(Given request) Output the first line of the listing and each line after it, up to and including the line that contains "const [selected, setSelected]", exactly as written, minus the pictures.

(Data supplied)
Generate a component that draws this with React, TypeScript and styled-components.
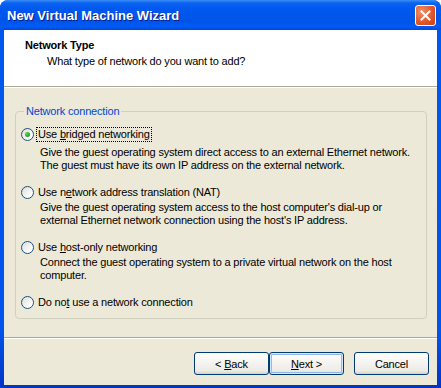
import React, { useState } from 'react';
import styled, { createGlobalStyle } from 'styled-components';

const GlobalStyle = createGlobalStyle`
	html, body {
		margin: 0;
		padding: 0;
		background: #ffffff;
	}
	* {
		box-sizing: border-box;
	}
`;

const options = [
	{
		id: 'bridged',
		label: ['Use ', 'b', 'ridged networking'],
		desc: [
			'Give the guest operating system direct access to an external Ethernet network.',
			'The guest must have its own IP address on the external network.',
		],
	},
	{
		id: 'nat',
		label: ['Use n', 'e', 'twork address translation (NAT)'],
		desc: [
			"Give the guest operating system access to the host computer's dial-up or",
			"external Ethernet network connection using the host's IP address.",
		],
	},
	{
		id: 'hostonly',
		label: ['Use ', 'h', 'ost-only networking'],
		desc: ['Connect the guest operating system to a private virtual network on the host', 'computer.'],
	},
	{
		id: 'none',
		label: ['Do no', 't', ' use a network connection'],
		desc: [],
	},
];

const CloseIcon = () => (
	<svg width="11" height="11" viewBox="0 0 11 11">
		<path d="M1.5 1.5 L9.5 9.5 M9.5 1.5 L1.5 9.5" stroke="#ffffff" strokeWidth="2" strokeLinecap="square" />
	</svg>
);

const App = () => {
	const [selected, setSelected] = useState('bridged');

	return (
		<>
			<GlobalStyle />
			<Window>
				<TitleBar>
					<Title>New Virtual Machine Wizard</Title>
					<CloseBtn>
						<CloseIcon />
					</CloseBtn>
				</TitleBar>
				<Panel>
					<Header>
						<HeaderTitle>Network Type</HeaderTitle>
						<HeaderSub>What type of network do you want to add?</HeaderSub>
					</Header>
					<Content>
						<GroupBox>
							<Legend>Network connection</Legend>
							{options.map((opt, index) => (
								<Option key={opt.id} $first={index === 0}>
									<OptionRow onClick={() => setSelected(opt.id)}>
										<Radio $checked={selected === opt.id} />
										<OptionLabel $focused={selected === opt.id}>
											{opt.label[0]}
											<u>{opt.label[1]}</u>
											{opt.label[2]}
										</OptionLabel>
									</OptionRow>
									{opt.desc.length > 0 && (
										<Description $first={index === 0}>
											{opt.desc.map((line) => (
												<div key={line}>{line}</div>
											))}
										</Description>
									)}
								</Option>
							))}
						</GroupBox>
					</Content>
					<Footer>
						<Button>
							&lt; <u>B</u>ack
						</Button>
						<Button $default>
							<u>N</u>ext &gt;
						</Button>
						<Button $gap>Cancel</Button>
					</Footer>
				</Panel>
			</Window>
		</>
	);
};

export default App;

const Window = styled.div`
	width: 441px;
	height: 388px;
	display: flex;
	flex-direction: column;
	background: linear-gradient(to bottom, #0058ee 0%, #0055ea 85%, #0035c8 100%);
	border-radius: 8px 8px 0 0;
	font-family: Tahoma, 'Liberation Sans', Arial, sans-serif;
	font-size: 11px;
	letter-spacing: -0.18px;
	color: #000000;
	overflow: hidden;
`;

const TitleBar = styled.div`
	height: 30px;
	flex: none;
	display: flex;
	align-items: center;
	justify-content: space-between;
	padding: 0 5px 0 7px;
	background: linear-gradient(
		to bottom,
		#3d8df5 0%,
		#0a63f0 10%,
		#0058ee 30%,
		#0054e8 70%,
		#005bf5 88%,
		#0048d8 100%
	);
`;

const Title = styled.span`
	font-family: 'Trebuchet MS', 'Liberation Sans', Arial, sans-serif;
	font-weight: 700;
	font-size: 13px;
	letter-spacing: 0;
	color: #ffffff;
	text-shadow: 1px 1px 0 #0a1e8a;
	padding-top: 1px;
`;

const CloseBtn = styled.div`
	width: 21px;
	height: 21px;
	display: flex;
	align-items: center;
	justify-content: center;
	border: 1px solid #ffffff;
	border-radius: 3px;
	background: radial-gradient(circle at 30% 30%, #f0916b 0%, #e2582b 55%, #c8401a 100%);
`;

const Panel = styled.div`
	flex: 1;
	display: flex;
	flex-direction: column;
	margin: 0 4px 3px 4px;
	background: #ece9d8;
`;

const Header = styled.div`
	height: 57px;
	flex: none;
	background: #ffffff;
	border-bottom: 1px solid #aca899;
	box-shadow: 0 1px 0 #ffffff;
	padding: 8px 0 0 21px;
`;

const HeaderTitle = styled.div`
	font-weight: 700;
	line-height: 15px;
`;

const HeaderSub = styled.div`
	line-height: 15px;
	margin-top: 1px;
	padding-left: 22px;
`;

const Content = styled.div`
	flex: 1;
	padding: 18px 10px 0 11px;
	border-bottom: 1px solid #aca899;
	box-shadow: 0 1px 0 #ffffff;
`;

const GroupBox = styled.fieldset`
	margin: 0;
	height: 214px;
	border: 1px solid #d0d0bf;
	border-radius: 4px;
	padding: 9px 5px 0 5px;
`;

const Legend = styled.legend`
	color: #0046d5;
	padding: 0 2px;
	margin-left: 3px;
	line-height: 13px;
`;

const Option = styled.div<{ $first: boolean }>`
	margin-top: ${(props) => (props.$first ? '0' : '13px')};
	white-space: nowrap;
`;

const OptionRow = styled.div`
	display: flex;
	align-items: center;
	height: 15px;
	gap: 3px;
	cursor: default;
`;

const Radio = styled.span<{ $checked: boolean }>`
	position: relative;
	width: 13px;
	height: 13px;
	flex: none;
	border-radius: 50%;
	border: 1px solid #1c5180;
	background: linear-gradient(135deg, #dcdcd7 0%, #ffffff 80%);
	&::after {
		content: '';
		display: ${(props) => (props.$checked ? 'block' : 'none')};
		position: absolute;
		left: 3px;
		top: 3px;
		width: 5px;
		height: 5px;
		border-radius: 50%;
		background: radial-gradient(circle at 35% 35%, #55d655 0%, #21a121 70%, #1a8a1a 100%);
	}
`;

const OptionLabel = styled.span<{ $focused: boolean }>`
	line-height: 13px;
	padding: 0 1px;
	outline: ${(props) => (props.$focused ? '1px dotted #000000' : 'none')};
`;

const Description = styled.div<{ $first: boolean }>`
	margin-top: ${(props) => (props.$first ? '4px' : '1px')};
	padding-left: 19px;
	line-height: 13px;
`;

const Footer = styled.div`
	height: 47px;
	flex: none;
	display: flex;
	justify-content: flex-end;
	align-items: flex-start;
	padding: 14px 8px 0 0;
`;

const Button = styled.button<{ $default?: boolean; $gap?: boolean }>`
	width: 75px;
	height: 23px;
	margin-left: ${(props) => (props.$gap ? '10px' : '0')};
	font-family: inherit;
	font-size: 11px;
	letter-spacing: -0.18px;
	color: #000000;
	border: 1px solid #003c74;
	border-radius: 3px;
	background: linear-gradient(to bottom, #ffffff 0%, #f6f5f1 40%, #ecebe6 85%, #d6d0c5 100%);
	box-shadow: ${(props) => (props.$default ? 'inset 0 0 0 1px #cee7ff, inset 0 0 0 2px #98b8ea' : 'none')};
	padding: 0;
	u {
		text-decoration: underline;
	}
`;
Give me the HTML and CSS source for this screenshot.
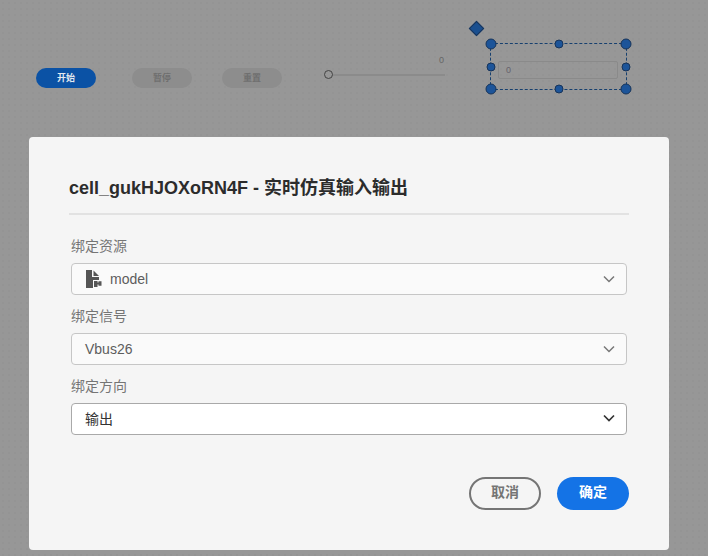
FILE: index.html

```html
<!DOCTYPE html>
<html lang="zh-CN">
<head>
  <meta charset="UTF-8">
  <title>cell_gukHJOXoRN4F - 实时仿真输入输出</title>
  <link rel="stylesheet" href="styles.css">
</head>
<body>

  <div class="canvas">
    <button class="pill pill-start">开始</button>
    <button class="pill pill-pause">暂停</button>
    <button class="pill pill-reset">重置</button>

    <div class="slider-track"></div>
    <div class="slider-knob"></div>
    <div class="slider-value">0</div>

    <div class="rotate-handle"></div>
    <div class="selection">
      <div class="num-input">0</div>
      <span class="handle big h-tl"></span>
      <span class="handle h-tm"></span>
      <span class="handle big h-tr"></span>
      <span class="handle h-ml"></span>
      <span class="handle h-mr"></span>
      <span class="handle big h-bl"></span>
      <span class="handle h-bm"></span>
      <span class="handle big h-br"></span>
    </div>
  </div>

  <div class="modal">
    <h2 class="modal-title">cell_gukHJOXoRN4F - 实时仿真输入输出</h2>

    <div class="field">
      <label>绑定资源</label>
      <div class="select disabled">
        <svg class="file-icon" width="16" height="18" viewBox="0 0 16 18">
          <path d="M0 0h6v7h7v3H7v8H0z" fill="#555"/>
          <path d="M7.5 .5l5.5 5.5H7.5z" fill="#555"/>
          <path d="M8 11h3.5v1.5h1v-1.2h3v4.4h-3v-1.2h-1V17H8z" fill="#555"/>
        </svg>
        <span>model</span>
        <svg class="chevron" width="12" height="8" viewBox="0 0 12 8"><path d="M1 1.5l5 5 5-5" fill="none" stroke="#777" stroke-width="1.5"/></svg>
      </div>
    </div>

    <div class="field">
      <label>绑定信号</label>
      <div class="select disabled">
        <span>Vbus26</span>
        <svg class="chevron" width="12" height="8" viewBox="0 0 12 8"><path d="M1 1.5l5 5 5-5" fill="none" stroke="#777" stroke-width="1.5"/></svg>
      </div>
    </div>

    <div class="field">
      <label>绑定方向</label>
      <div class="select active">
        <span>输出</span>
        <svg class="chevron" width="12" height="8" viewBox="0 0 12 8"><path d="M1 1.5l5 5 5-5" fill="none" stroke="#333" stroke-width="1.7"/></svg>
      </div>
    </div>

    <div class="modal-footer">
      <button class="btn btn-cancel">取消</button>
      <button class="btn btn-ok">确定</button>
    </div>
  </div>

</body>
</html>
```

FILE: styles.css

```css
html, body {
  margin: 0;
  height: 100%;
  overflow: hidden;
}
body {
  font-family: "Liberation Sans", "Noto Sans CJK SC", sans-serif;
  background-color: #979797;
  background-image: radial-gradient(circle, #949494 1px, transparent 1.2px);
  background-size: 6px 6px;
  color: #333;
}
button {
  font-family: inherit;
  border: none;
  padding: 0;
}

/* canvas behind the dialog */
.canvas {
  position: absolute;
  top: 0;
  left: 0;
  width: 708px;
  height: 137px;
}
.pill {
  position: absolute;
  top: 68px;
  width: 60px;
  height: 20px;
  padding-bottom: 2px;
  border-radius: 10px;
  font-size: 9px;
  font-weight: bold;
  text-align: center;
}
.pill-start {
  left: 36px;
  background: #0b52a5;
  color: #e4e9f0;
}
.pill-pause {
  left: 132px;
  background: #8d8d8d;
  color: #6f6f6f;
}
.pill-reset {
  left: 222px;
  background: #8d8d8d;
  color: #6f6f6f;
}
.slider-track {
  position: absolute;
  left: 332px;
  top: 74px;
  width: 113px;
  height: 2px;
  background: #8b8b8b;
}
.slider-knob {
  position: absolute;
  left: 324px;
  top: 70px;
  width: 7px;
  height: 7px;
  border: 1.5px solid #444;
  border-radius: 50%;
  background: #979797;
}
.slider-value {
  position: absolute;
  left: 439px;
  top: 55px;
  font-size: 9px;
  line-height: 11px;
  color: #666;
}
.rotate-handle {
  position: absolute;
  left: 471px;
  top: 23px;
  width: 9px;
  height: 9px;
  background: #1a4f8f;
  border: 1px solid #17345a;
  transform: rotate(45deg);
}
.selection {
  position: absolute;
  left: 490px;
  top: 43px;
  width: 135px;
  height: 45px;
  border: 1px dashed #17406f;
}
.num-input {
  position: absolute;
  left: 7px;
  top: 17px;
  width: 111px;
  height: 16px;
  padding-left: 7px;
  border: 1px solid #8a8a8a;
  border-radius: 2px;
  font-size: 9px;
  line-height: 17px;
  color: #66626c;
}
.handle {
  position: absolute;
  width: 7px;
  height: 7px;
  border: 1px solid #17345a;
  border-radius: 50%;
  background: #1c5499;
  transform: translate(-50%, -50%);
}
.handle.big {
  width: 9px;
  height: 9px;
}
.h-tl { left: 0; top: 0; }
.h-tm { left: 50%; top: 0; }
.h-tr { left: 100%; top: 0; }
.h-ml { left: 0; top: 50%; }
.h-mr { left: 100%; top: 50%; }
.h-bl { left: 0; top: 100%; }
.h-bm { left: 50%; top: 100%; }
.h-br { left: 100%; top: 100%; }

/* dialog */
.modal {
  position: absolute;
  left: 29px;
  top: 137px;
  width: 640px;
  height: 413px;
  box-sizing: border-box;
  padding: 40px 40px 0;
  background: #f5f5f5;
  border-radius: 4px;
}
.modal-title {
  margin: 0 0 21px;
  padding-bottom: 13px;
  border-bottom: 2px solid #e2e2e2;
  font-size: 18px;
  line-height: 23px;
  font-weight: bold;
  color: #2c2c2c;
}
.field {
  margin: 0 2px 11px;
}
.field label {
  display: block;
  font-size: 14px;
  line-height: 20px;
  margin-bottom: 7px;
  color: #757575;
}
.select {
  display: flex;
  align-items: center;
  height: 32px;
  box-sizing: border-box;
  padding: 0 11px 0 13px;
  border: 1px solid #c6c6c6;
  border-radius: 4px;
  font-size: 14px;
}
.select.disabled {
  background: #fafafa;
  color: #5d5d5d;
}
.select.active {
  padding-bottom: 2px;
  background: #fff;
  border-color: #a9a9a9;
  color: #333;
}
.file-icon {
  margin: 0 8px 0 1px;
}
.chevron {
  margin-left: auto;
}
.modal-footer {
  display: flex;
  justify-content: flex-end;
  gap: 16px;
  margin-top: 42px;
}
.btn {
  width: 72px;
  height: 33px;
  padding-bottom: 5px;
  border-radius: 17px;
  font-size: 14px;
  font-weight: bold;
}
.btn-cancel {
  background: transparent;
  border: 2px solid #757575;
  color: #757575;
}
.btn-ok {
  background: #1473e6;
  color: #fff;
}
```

(Response below)
Generate a component that draws this with React, TypeScript and styled-components.
import React, { useState } from 'react';
import styled, { createGlobalStyle } from 'styled-components';

const GlobalStyle = createGlobalStyle`
	html, body {
		margin: 0;
		padding: 0;
		background: #ffffff;
	}
	* {
		box-sizing: border-box;
	}
`;

const options = [
	{
		id: 'bridged',
		label: ['Use ', 'b', 'ridged networking'],
		desc: [
			'Give the guest operating system direct access to an external Ethernet network.',
			'The guest must have its own IP address on the external network.',
		],
	},
	{
		id: 'nat',
		label: ['Use n', 'e', 'twork address translation (NAT)'],
		desc: [
			"Give the guest operating system access to the host computer's dial-up or",
			"external Ethernet network connection using the host's IP address.",
		],
	},
	{
		id: 'hostonly',
		label: ['Use ', 'h', 'ost-only networking'],
		desc: ['Connect the guest operating system to a private virtual network on the host', 'computer.'],
	},
	{
		id: 'none',
		label: ['Do no', 't', ' use a network connection'],
		desc: [],
	},
];

const CloseIcon = () => (
	<svg width="11" height="11" viewBox="0 0 11 11">
		<path d="M1.5 1.5 L9.5 9.5 M9.5 1.5 L1.5 9.5" stroke="#ffffff" strokeWidth="2" strokeLinecap="square" />
	</svg>
);

const App = () => {
	const [selected, setSelected] = useState('bridged');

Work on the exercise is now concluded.